What to work on → The entries below contain pictures. Retype everything except those pictures, exactly as given.

Front-end source files:
- - - - -

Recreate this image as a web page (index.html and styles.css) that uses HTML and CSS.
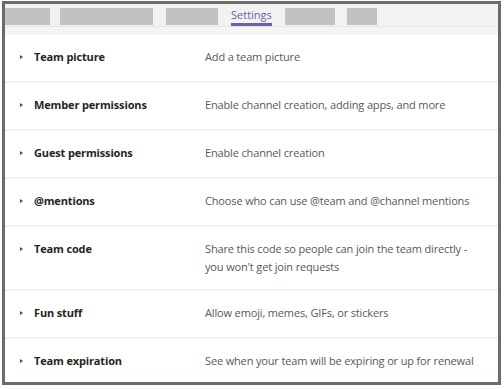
FILE: index.html
```html
<!DOCTYPE html>
<html>
<head>
<meta charset="utf-8">
<link rel="stylesheet" href="styles.css">
</head>
<body>
<div class="frame">
  <div class="tabbar">
    <div class="tabs">
      <span class="ph ph1"></span>
      <span class="ph ph2"></span>
      <span class="ph ph3"></span>
      <span class="tab active">Settings</span>
      <span class="ph ph4"></span>
      <span class="ph ph5"></span>
    </div>
    <div class="band"></div>
  </div>
  <div class="rows">
    <div class="row"><span class="arrow"></span><span class="title">Team picture</span><span class="desc">Add a team picture</span></div>
    <div class="row"><span class="arrow"></span><span class="title">Member permissions</span><span class="desc">Enable channel creation, adding apps, and more</span></div>
    <div class="row"><span class="arrow"></span><span class="title">Guest permissions</span><span class="desc">Enable channel creation</span></div>
    <div class="row"><span class="arrow"></span><span class="title">@mentions</span><span class="desc">Choose who can use @team and @channel mentions</span></div>
    <div class="row multi"><span class="arrow"></span><span class="title">Team code</span><span class="desc">Share this code so people can join the team directly -<br>you won't get join requests</span></div>
    <div class="row"><span class="arrow"></span><span class="title">Fun stuff</span><span class="desc">Allow emoji, memes, GIFs, or stickers</span></div>
    <div class="row last"><span class="arrow"></span><span class="title">Team expiration</span><span class="desc">See when your team will be expiring or up for renewal</span></div>
  </div>
</div>
</body>
</html>
```
FILE: styles.css
```css
html, body {
  margin: 0;
  padding: 0;
  background: #ffffff;
}
body {
  font-family: "Open Sans", "Noto Sans", sans-serif;
  width: 504px;
  height: 389px;
  overflow: hidden;
}
.frame {
  box-sizing: border-box;
  margin: 1px 0 0 2px;
  width: 499px;
  height: 384px;
  border: 3px solid #6f6a6a;
  background: #ffffff;
  overflow: hidden;
}
.tabbar {
  background: #f3f2f1;
}
.tabs {
  display: flex;
  align-items: flex-start;
  gap: 13px;
  height: 18px;
  padding-top: 4px;
  border-bottom: 1px solid #e6e5e4;
}
.ph {
  display: block;
  height: 17px;
  background: #c2c2c2;
}
.ph1 { width: 45px; margin-right: -3px; }
.ph2 { width: 93px; }
.ph3 { width: 52px; }
.ph4 { width: 50px; }
.ph5 { width: 30px; margin-left: -1px; }
.tab {
  box-sizing: border-box;
  height: 18px;
  font-size: 11px;
  line-height: 14px;
  color: #6264a7;
  border-bottom: 3px solid #6264a7;
}
.band {
  height: 8px;
  background: #f5f4f3;
}
.rows {
  display: flex;
  flex-direction: column;
}
.row {
  display: flex;
  align-items: flex-start;
  padding: 13px 0 15px 0;
  border-bottom: 2px solid #f1f0ef;
  font-size: 11px;
  line-height: 18px;
  letter-spacing: -0.15px;
}
.row.multi { padding-bottom: 13px; }
.row.last { border-bottom: none; }
.arrow {
  flex: none;
  width: 0;
  height: 0;
  margin: 7px 0 0 15px;
  border-left: 3px solid #4a4a4a;
  border-top: 2.5px solid transparent;
  border-bottom: 2.5px solid transparent;
}
.title {
  flex: none;
  width: 171px;
  margin-left: 11px;
  font-weight: 700;
  color: #252423;
}
.desc {
  color: #5a5857;
}
```
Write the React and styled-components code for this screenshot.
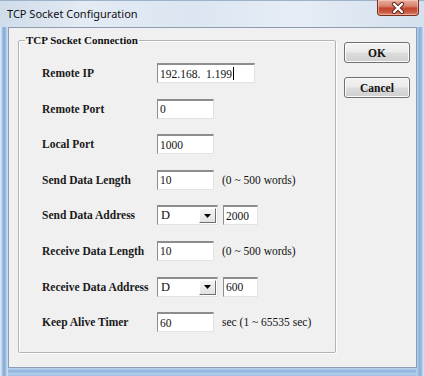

- - - - -

Worked solution →
Recreate this image as a web page (index.html and styles.css) that uses HTML and CSS.
FILE: index.html
```html
<!DOCTYPE html>
<html>
<head>
<meta charset="utf-8">
<link rel="stylesheet" href="styles.css">
</head>
<body>
<div class="frame">
  <div class="tabbar">
    <div class="tabs">
      <span class="ph ph1"></span>
      <span class="ph ph2"></span>
      <span class="ph ph3"></span>
      <span class="tab active">Settings</span>
      <span class="ph ph4"></span>
      <span class="ph ph5"></span>
    </div>
    <div class="band"></div>
  </div>
  <div class="rows">
    <div class="row"><span class="arrow"></span><span class="title">Team picture</span><span class="desc">Add a team picture</span></div>
    <div class="row"><span class="arrow"></span><span class="title">Member permissions</span><span class="desc">Enable channel creation, adding apps, and more</span></div>
    <div class="row"><span class="arrow"></span><span class="title">Guest permissions</span><span class="desc">Enable channel creation</span></div>
    <div class="row"><span class="arrow"></span><span class="title">@mentions</span><span class="desc">Choose who can use @team and @channel mentions</span></div>
    <div class="row multi"><span class="arrow"></span><span class="title">Team code</span><span class="desc">Share this code so people can join the team directly -<br>you won't get join requests</span></div>
    <div class="row"><span class="arrow"></span><span class="title">Fun stuff</span><span class="desc">Allow emoji, memes, GIFs, or stickers</span></div>
    <div class="row last"><span class="arrow"></span><span class="title">Team expiration</span><span class="desc">See when your team will be expiring or up for renewal</span></div>
  </div>
</div>
</body>
</html>
```
FILE: styles.css
```css
html, body {
  margin: 0;
  padding: 0;
  background: #ffffff;
}
body {
  font-family: "Open Sans", "Noto Sans", sans-serif;
  width: 504px;
  height: 389px;
  overflow: hidden;
}
.frame {
  box-sizing: border-box;
  margin: 1px 0 0 2px;
  width: 499px;
  height: 384px;
  border: 3px solid #6f6a6a;
  background: #ffffff;
  overflow: hidden;
}
.tabbar {
  background: #f3f2f1;
}
.tabs {
  display: flex;
  align-items: flex-start;
  gap: 13px;
  height: 18px;
  padding-top: 4px;
  border-bottom: 1px solid #e6e5e4;
}
.ph {
  display: block;
  height: 17px;
  background: #c2c2c2;
}
.ph1 { width: 45px; margin-right: -3px; }
.ph2 { width: 93px; }
.ph3 { width: 52px; }
.ph4 { width: 50px; }
.ph5 { width: 30px; margin-left: -1px; }
.tab {
  box-sizing: border-box;
  height: 18px;
  font-size: 11px;
  line-height: 14px;
  color: #6264a7;
  border-bottom: 3px solid #6264a7;
}
.band {
  height: 8px;
  background: #f5f4f3;
}
.rows {
  display: flex;
  flex-direction: column;
}
.row {
  display: flex;
  align-items: flex-start;
  padding: 13px 0 15px 0;
  border-bottom: 2px solid #f1f0ef;
  font-size: 11px;
  line-height: 18px;
  letter-spacing: -0.15px;
}
.row.multi { padding-bottom: 13px; }
.row.last { border-bottom: none; }
.arrow {
  flex: none;
  width: 0;
  height: 0;
  margin: 7px 0 0 15px;
  border-left: 3px solid #4a4a4a;
  border-top: 2.5px solid transparent;
  border-bottom: 2.5px solid transparent;
}
.title {
  flex: none;
  width: 171px;
  margin-left: 11px;
  font-weight: 700;
  color: #252423;
}
.desc {
  color: #5a5857;
}
```
Write the React and styled-components code for this screenshot.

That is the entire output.